While labour in the Philippines is relatively cheap compared to Western countries, it is higher than in some neighbouring countries like Vietnam.

Given the skills mismatch, where the workforce may not possess the necessary skills for high-tech or specialised manufacturing sectors, it has limited the potential for certain industries to thrive.

Solution: The Technical Education and Skills Development Authority (TESDA) works to enhance the employability of the Filipino workforce by aligning skills training with industry needs. The agency provides a range of programmes to upskill individuals to meet labour market demands, especially in emerging industries and critical economic sectors.

TESDA has scaled up its Online Program (TOP) as part of workers re-tooling, with focus on lifelong learning and skills upgrading. Programmes like Training for Work Scholarship and Special Training for Employment Program (STEP) offer opportunities for people to enhance their skills or transition to new industries.

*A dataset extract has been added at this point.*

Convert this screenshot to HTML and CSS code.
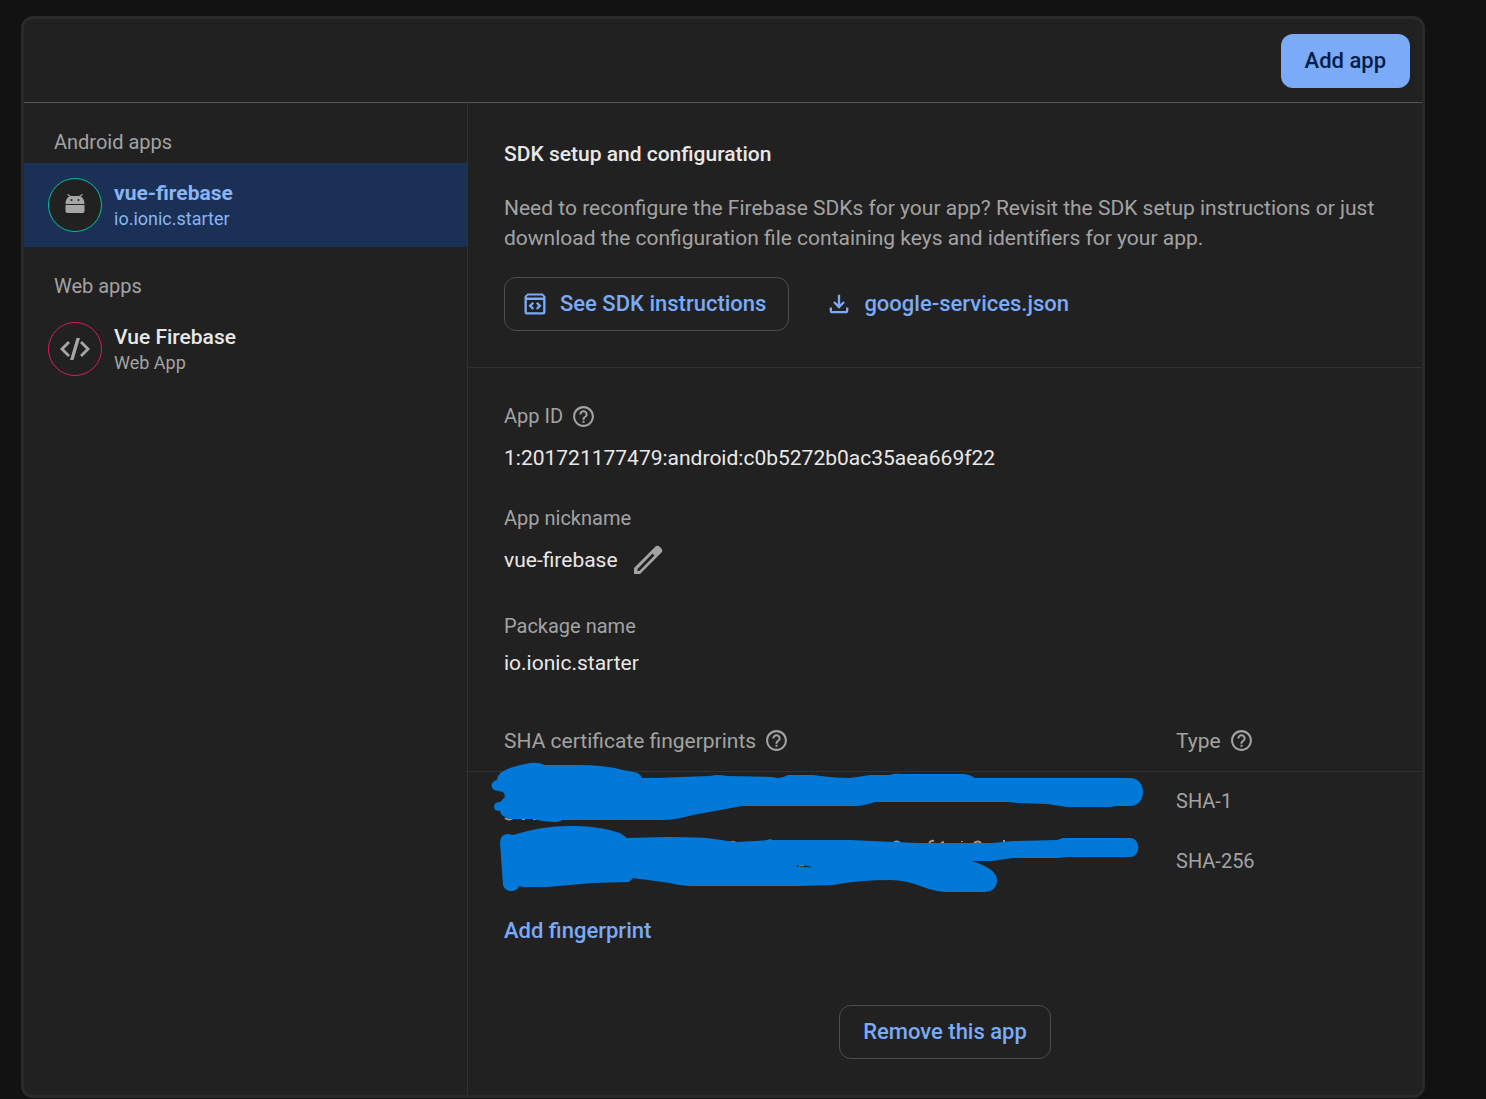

TESDA has a “Specialists Desk” to bring TESDA services closer to communities. Its “Green Skills Program” provides training in green technologies and renewable energy. The Philippines also has a budding engineering workforce, producing over 50,000 graduates yearly.

Takeaways

  • The Philippines faces significant challenges in growing its manufacturing sector, though recent reforms and strategic investments are beginning to address these issues.
  • Lowering corporate tax rates, investing in infrastructure, diversifying energy sources, simplifying regulations, and enhancing workforce skills are key steps that could position the country as a more competitive player in the regional manufacturing landscape.
  • The shift in focus toward high-tech components and smart devices indicates a potential renaissance for the sector.
  • If current reforms are successful, the Philippines may reclaim a position of prominence in the global electronics supply chain once again.